Companies must rein in big data to ensure their industrial AI systems are delivering the right insights at the right time.
Industrial companies have a lot of data — perhaps more than they actually need — but their artificial intelligence efforts still tend to fall way short of expectations. To be successful, they need to ensure that the data they’re feeding into their industrial AI systems is well-vetted and appropriate.
That’s the call from a recent McKinsey report, which makes recommendations for reining in big data to ensure their AI systems are delivering the right insights at the right time. “Many companies in heavy industry have spent years building and storing big data but have yet to unlock its full value,” the McKinsey analyst team, led by Jay Agarwal, reports. McKinsey estimates that more than 75% of industrial companies have piloted some form of AI, yet less than 15% have realized meaningful, scalable impact. That’s because there isn’t enough operational insight or oversight over the data being directed into these AI systems.
The key to factory AI success is the availability of reliable historian data, or what Agarwal and his co-authors call “smart data.” This data needs to “adapt their big data into a form that is amenable to AI, often with far fewer variables and with intelligent, first principles–based feature engineering.” By re-engineering for smart data, as well as introducing appropriate training, companies can increase their returns by 5% to 15%, they estimate.
The McKinsey team recommends the following steps to assure a fit between data and consuming industrial AI systems:
Define the process. “Outline the steps of the process with experts and plant engineers, sketching out physical changes (such as grinding and heating) and chemical changes (such as oxidation and polymerization). Identify critical sensors and instruments, along with their maintenance dates, limits, units of measure, and whether they can be controlled.”
Enrich the data. “Raw process data nearly always contain deficiencies. Thus, creating a high-quality dataset should be the focus, rather than striving for the maximum number of observables for training. Teams should be aggressive in removing non-steady-state information, such as the ramping up and down of equipment, along with data from unrelated plant configurations or operating regimes.”

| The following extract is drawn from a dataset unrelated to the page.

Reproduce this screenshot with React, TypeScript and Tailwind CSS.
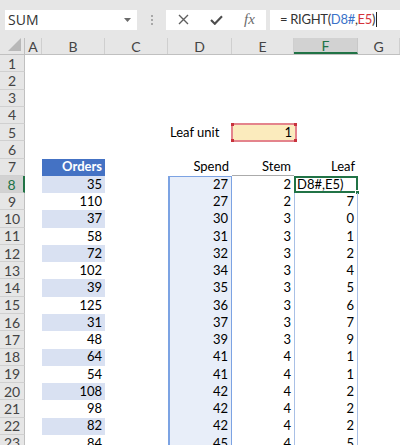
import React from "react";

const ROW_H = "h-[17.27px]";

const orders = [35, 110, 37, 58, 72, 102, 39, 125, 31, 48, 64, 54, 108, 98, 82, 84];
const spend = [27, 27, 30, 31, 32, 34, 35, 36, 37, 39, 41, 41, 42, 42, 42, 45];
const stem = [2, 2, 3, 3, 3, 3, 3, 3, 3, 3, 4, 4, 4, 4, 4, 4];
const leaf = [null, 7, 0, 1, 2, 4, 5, 6, 7, 9, 1, 1, 2, 2, 2, 5];

const cols = [
  { key: "A", w: "w-[17px]" },
  { key: "B", w: "w-[63px]" },
  { key: "C", w: "w-[63px]" },
  { key: "D", w: "w-[64px]" },
  { key: "E", w: "w-[62px]" },
  { key: "F", w: "w-[64px]" },
  { key: "G", w: "flex-1" },
];

function FormulaBar() {
  return (
    <div className="flex items-center h-[38px] bg-[#e6e6e6] pt-[1px]">
      {/* name box */}
      <div className="ml-[5px] w-[132px] h-[20px] bg-white flex items-center justify-between pl-[3px] pr-[6px]">
        <span className="text-[14px] text-[#333] font-['Open_Sans',sans-serif]">SUM</span>
        <svg width="7" height="4" viewBox="0 0 7 4">
          <path d="M0 0h7L3.5 4z" fill="#6b6b6b" />
        </svg>
      </div>
      {/* grip dots */}
      <div className="w-[29px] flex flex-col items-center gap-[2px]">
        <span className="w-[2px] h-[2px] bg-[#a8a8a8]" />
        <span className="w-[2px] h-[2px] bg-[#a8a8a8]" />
        <span className="w-[2px] h-[2px] bg-[#a8a8a8]" />
      </div>
      {/* buttons */}
      <div className="w-[100px] h-[20px] bg-white flex items-center">
        <div className="w-[34px] flex justify-center">
          <svg width="11" height="11" viewBox="0 0 11 11">
            <path d="M1 1l9 9M10 1l-9 9" stroke="#5f5f5f" strokeWidth="1.4" />
          </svg>
        </div>
        <div className="w-[33px] flex justify-center">
          <svg width="13" height="10" viewBox="0 0 13 10">
            <path d="M1 5l3.8 3.8L12 1.2" stroke="#4d4d4d" strokeWidth="2.1" fill="none" />
          </svg>
        </div>
        <div className="w-[33px] flex justify-center">
          <span className="text-[15px] italic text-[#6b6b6b] font-['Liberation_Serif',serif] leading-none">
            fx
          </span>
        </div>
      </div>
      {/* formula */}
      <div className="ml-[4px] flex-1 h-[20px] bg-white flex items-center pl-[10px]">
        <span className="text-[13px] tracking-[-0.3px] text-[#333] font-['Lato',sans-serif] whitespace-pre">
          {"= RIGHT("}
          <span className="text-[#3a72c9]">D8#</span>
          {","}
          <span className="text-[#d5323b]">E5</span>
          {")"}
        </span>
        <span className="ml-[1px] w-[1px] h-[15px] bg-[#222]" />
      </div>
    </div>
  );
}

function ColumnHeaders() {
  return (
    <div className="flex h-[17px] bg-[#e6e6e6] border-b border-[#c0c0c0]">
      <div className="w-[25px] border-r border-[#c0c0c0] relative">
        <svg className="absolute right-[3px] bottom-[3px]" width="13" height="13" viewBox="0 0 13 13">
          <path d="M13 0V13H0z" fill="#b8b8b8" />
        </svg>
      </div>
      {cols.map((c) =>
        c.key === "F" ? (
          <div
            key={c.key}
            className={`${c.w} bg-[#d2d2d2] border-b-2 border-[#217346] border-r border-r-[#c8c8c8] flex items-center justify-center text-[14px] text-[#217346]`}
          >
            F
          </div>
        ) : (
          <div
            key={c.key}
            className={`${c.w} border-r border-[#cfcfcf] flex items-center justify-center text-[14px] text-[#444]`}
          >
            {c.key}
          </div>
        )
      )}
    </div>
  );
}

function Row({ r }: { r: number }) {
  const i = r - 8;
  const data = r >= 8;
  const active = r === 8;

  let b: React.ReactNode = null;
  let bCls = "";
  if (r === 7) {
    b = "Orders";
    bCls = "bg-[#4472c4] text-white font-bold";
  } else if (data) {
    b = orders[i];
    bCls = r % 2 === 0 ? "bg-[#d9e1f2]" : "bg-white";
  }

  let dCls = "";
  let d: React.ReactNode = null;
  if (r === 5) {
    d = <span className="pl-[2px]">Leaf unit</span>;
  } else if (r === 7) {
    d = "Spend";
  } else if (data) {
    d = spend[i];
    dCls = "bg-[#e8eef9] border-l-2 border-r border-[#7ca3e3]" + (active ? " border-t" : "");
  }

  let e: React.ReactNode = null;
  let eCls = "";
  if (r === 5) {
    e = null;
  } else if (r === 7) {
    e = "Stem";
    eCls = "border-b border-[#ababab]";
  } else if (data) {
    e = stem[i];
  }

  let f: React.ReactNode = null;
  let fCls = "";
  if (r === 7) {
    f = "Leaf";
  } else if (active) {
    fCls = "border-2 border-[#217346] !justify-start";
    f = <span className="pl-[1px]">D8#,E5)</span>;
  } else if (data) {
    f = leaf[i];
    fCls = "border-l border-r border-[#a9c0e6]";
  }

  const cell = "flex items-center justify-end pr-[3px] overflow-visible whitespace-nowrap";

  return (
    <div className={`flex ${ROW_H} text-[13px] text-black font-['Lato',sans-serif]`}>
      <div
        className={`w-[25px] flex items-center justify-center text-[14px] border-b border-[#d0d0d0] ${
          active
            ? "bg-[#d2d2d2] text-[#217346] border-r-2 border-r-[#217346]"
            : "bg-[#e6e6e6] text-[#444] border-r border-r-[#c0c0c0]"
        }`}
      >
        {r}
      </div>
      <div className="w-[17px]" />
      <div className={`w-[63px] ${cell} ${bCls}`}>{b}</div>
      <div className="w-[63px]" />
      <div className={`w-[64px] ${cell} ${r === 5 ? "!justify-start" : ""} ${dCls}`}>{d}</div>
      <div className={`w-[62px] ${cell} ${eCls} relative`}>
        {r === 5 ? (
          <div className="absolute left-[-1px] top-[-1px] w-[66px] h-[19px] bg-[#fbebbd] border-2 border-[#e4848c] flex items-center justify-end pr-[3px]">
            1
            <span className="absolute left-[-2px] top-[-2px] w-[3px] h-[3px] bg-[#c8323c]" />
            <span className="absolute right-[-2px] top-[-2px] w-[3px] h-[3px] bg-[#c8323c]" />
            <span className="absolute left-[-2px] bottom-[-2px] w-[3px] h-[3px] bg-[#c8323c]" />
            <span className="absolute right-[-2px] bottom-[-2px] w-[3px] h-[3px] bg-[#c8323c]" />
          </div>
        ) : (
          e
        )}
      </div>
      <div className={`w-[64px] ${cell} ${fCls} relative`}>
        {f}
        {active && (
          <span className="absolute right-[-4px] bottom-[-4px] w-[5px] h-[5px] bg-[#217346] border border-white" />
        )}
      </div>
      <div className="flex-1" />
    </div>
  );
}

export default function App() {
  const rows = Array.from({ length: 23 }, (_, k) => k + 1);
  return (
    <div className="w-[400px] h-[445px] overflow-hidden bg-white font-['Lato',sans-serif]">
      <FormulaBar />
      <ColumnHeaders />
      {rows.map((r) => (
        <Row key={r} r={r} />
      ))}
    </div>
  );
}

Reduce the dimensionality. “AI algorithms build a model by matching outputs, known as observables, to a set of inputs, known as features, which consist of raw sensor data or derivations thereof. When combined with the sheer number of sensors available in modern plants, this necessitates a massive number of observations. Instead, teams should pare the features list to include only those inputs that describe the physical process, then apply deterministic equations to create features that intelligently combine sensor information (such as combining mass and flow to yield density).”
Focus machine learning on the process at hand. “Overall, the focus should be on creating models that drive plant improvement, as opposed to tuning a model to achieve the highest predictive accuracy. Teams should bear in mind that process data naturally exhibit high correlations. In some cases, model performance can appear excellent, but it is more important to isolate the causal components and controllable variables than to solely rely on correlations.”
Implement and validate the models. “Teams should continuously review model results with experts by examining important features to ensure they match the physical process.”
Build a team. There aren’t enough process experts, and this is an area that needs addressing for originating and validating the proper data that will populate AI systems. “Deploying AI in heavy industry requires cross-functional teams made up of operators, data scientists, automation engineers, and process experts. We often find that companies have roles for data science, but they face three main challenges regarding process experts: there is a dearth of process expertise either at a specific facility or across the company; there are sufficient process experts, but they are not comfortable with modern digital or analytical tools; or process experts don’t know how to work effectively on digital teams.”